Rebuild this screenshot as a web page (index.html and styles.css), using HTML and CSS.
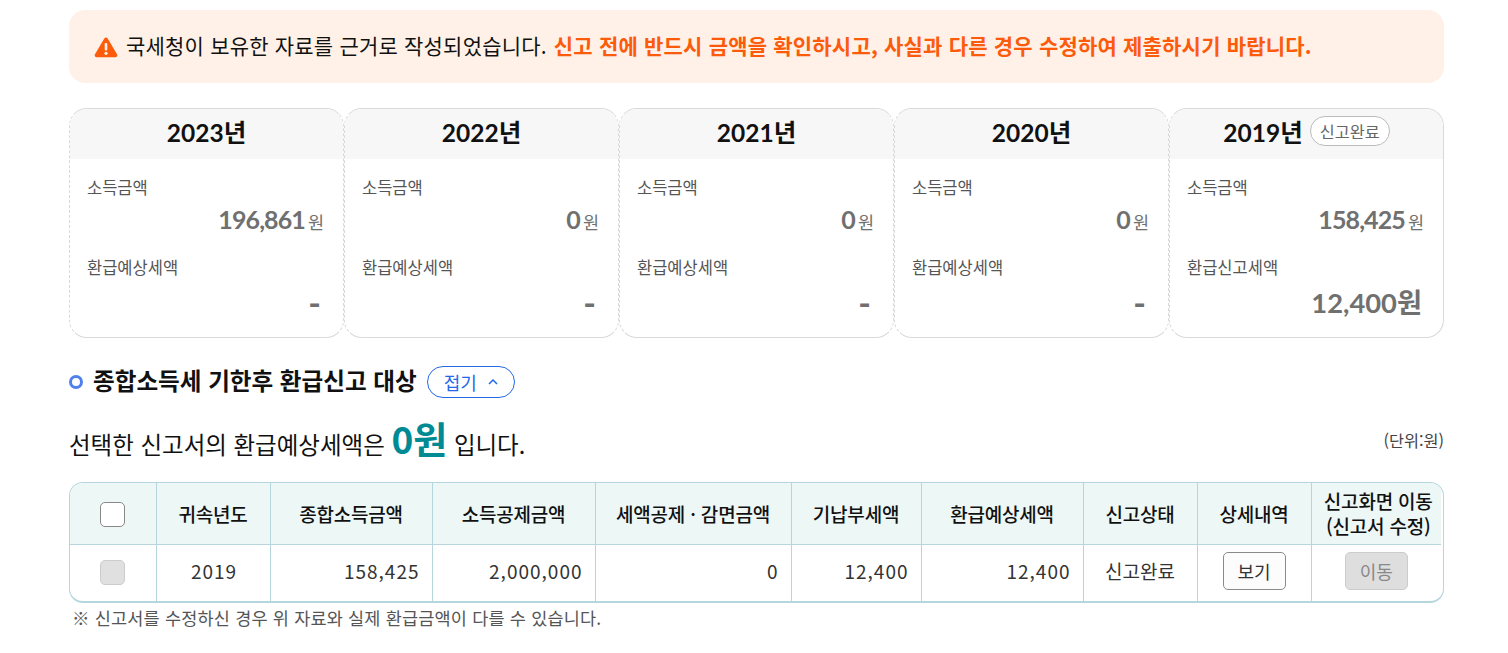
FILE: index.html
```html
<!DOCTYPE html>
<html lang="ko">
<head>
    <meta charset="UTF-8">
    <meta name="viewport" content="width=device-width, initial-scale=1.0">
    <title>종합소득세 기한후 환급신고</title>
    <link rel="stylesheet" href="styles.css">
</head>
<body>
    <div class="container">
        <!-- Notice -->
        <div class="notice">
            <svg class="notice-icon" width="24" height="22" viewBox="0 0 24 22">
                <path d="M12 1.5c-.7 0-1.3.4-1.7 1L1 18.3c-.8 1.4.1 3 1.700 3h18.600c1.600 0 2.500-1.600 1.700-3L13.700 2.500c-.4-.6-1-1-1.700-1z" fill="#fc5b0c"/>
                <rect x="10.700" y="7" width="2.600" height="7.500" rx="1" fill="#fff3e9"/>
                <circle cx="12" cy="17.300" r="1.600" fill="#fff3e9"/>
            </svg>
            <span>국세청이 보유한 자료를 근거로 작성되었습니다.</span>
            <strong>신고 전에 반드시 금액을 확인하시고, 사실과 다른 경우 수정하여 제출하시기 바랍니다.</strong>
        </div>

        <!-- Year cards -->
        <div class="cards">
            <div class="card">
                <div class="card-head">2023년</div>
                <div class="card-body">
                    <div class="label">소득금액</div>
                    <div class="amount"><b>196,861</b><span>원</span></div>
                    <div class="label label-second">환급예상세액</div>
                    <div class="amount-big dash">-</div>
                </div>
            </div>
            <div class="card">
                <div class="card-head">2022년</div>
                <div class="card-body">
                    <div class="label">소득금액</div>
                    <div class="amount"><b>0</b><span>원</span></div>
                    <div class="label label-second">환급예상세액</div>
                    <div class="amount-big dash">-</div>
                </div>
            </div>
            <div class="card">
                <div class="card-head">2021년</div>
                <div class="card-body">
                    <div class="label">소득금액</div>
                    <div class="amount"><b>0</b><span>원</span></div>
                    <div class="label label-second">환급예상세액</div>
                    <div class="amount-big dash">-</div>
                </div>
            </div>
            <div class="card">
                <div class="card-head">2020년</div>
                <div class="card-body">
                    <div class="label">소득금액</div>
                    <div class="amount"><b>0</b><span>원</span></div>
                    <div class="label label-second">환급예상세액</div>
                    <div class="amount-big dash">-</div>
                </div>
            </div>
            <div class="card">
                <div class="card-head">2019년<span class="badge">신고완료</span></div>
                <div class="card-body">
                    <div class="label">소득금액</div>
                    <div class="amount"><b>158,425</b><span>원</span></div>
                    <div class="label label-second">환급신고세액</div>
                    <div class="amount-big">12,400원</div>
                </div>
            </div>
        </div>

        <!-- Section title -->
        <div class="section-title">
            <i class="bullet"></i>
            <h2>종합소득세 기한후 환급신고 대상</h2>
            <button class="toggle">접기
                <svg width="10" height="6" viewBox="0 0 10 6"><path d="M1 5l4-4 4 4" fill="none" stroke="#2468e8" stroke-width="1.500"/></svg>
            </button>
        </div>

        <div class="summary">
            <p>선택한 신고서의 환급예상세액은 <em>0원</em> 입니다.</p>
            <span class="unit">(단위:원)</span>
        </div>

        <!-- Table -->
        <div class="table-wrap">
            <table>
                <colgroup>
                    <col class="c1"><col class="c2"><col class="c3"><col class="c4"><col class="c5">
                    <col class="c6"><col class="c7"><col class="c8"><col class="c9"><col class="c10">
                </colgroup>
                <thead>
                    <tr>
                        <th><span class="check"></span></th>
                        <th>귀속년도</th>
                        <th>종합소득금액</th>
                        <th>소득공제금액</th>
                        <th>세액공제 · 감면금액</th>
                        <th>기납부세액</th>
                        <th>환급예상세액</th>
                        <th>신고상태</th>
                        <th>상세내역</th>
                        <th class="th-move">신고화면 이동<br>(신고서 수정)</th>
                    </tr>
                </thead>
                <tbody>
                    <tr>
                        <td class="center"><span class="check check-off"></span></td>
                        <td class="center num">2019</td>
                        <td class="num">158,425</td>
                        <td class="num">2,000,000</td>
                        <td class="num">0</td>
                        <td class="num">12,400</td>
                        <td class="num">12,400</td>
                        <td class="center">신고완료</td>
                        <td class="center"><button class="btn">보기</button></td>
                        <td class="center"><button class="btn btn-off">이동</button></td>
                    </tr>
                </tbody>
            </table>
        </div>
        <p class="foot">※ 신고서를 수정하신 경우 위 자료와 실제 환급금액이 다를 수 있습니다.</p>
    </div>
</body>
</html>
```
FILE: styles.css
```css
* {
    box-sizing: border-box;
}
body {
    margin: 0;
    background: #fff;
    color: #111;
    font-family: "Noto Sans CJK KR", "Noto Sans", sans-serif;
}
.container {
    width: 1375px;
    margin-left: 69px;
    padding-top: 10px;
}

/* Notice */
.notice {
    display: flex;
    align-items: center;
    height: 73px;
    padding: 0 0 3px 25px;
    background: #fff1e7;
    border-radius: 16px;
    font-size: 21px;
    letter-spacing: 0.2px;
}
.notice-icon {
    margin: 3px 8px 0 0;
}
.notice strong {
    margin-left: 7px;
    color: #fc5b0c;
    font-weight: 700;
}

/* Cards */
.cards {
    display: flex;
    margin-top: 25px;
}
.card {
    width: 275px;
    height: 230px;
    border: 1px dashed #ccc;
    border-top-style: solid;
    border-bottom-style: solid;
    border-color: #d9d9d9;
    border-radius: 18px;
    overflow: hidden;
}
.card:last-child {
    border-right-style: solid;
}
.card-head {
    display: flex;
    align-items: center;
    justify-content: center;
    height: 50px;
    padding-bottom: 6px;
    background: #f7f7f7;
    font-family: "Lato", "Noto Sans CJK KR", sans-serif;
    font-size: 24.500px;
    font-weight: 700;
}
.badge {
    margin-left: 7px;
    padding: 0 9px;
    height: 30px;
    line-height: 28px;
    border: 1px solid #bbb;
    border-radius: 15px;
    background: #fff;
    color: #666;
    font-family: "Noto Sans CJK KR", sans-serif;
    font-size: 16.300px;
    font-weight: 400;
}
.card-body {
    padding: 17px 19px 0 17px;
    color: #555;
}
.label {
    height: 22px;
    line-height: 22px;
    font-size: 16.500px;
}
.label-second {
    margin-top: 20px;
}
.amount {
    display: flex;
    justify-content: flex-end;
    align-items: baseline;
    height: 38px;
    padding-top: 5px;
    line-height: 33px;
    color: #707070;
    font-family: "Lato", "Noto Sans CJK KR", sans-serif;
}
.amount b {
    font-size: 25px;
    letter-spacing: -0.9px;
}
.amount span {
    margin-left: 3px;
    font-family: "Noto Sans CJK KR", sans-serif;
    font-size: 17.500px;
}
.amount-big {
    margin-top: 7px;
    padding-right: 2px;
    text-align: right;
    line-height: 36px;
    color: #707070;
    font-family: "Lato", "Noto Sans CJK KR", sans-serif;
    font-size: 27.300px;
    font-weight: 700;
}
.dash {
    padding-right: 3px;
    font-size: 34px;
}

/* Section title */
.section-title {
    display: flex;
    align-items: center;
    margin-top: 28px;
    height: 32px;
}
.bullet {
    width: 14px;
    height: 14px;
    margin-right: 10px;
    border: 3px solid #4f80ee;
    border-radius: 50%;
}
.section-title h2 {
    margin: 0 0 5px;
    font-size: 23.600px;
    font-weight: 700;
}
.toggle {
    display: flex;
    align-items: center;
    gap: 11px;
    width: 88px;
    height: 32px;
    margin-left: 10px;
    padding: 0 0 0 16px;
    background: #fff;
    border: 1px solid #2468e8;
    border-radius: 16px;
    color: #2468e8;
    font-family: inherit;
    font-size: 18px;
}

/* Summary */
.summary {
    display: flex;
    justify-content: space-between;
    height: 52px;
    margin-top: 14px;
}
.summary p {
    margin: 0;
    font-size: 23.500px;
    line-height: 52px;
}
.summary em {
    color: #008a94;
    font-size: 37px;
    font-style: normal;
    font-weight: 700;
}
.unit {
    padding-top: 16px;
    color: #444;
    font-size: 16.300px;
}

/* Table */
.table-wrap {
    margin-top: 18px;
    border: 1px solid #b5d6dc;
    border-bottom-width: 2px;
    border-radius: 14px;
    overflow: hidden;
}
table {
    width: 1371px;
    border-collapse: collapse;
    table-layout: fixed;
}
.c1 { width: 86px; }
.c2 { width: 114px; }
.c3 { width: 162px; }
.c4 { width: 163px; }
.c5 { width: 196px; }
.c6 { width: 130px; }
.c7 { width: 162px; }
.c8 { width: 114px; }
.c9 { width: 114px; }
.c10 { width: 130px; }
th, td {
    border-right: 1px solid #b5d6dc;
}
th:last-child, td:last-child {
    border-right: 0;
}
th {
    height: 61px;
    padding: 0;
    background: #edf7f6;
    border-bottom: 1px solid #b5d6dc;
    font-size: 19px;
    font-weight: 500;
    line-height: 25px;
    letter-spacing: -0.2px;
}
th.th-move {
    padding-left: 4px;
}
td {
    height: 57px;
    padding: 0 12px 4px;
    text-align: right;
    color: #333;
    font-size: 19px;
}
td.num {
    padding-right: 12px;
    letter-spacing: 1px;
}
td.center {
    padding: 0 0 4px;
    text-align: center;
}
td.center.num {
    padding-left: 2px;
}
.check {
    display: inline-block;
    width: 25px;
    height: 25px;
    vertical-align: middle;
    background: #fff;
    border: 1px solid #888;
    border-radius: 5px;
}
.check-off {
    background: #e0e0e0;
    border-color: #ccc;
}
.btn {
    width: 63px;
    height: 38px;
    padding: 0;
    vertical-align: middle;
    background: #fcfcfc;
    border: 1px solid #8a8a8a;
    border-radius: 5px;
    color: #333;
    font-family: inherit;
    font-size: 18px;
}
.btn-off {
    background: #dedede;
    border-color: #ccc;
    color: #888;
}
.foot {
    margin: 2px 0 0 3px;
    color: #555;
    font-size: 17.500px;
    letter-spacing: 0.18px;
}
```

• **DIRECTIVE**: Count the lines that include the word "index" and state the result as a bare number.

• **TASK OUTPUT**: 2